When my grandmother passed away, I felt that emptiness for the first time. However, I was young, making a new life for myself in a new country, raising a child, keeping busy with a myriad of new and exciting experiences. All of a sudden, it dawned on me that I was the only one who knew most of my grandmother’s recipes, and she was a phenomenal cook. I decided to write them down. I thought I would organize them by holidays, starting, obviously, in the beginning – with Rosh haShana (Jewish New Year). Nechtiker Tog (an idiom: impossible, as night in the middle of a day)! As I started writing, I went off on such a distant tangent that not one single actual recipe found its way into a short novel about the post-war life of Odessa Jews. I kept the title My Grandmother’s Recipes, but you shouldn’t be fooled by it.
Now, this was the first Pesach in my life without my father sitting at the Seder (Passover Festive Meal) with me. My husband and I spent it with our son and his wonderful wife who is an exceptional Balabuste in her own right and who has rearranged the entire Pesach plan for her extended family in order to accommodate me on a moment’s notice. And trust me, having a bunch of Eineklach (grandchildren) around is the best grief therapy!

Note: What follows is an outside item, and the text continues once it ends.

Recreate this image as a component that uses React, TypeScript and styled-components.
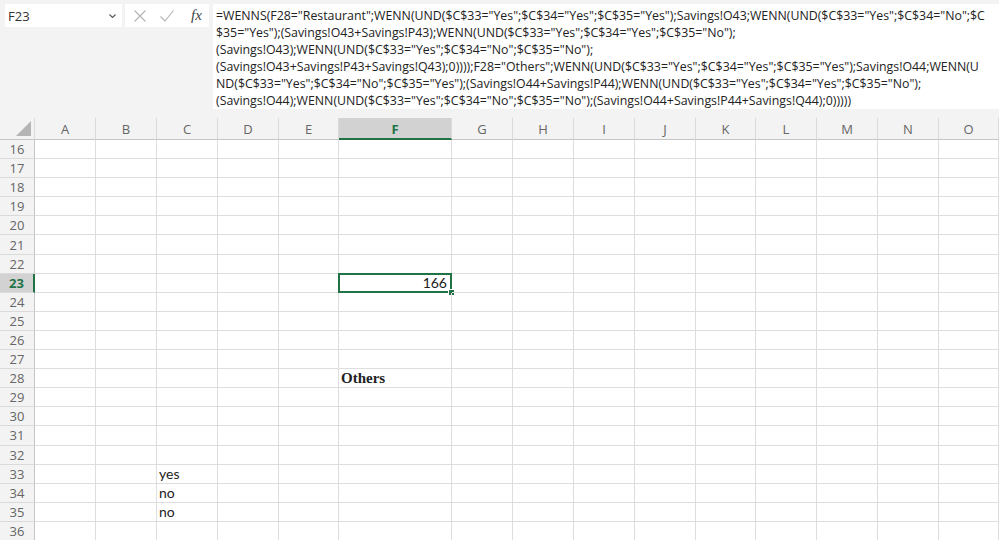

Then I came home, un-foiled the kitchen, and was hit with a new wave: my father’s birthday is on the second day of Shavuos, and ever since my mother, Oleve Sholom (May she rest in peace), passed away, I’ve always made a special dairy lunch for him, with all his favorite Yom Tov (holiday) dishes that my grandmother used to make. From what I have seen in my almost 40 years in this country, our Shvuosdike menu is just as different from American Jewish tradition as our menus for all other Yomim Tovim.
So this is my way of celebrating my father’s birthday on Shavuos. I will cook and bake, and take pictures, and post recipes, and try to share with you, Beautiful People, some of those delicious white and green and golden creations that had originated in my grandmother’s miniature kosher kitchen. And if I tempt you to try any of them – and most of them are ridiculously easy! – think for a moment of Shimon ben Dov Ber, a beautiful person who was loved and respected by everyone, who was one of the kindest people I have ever met, a true son of his mother, my beloved grandmother.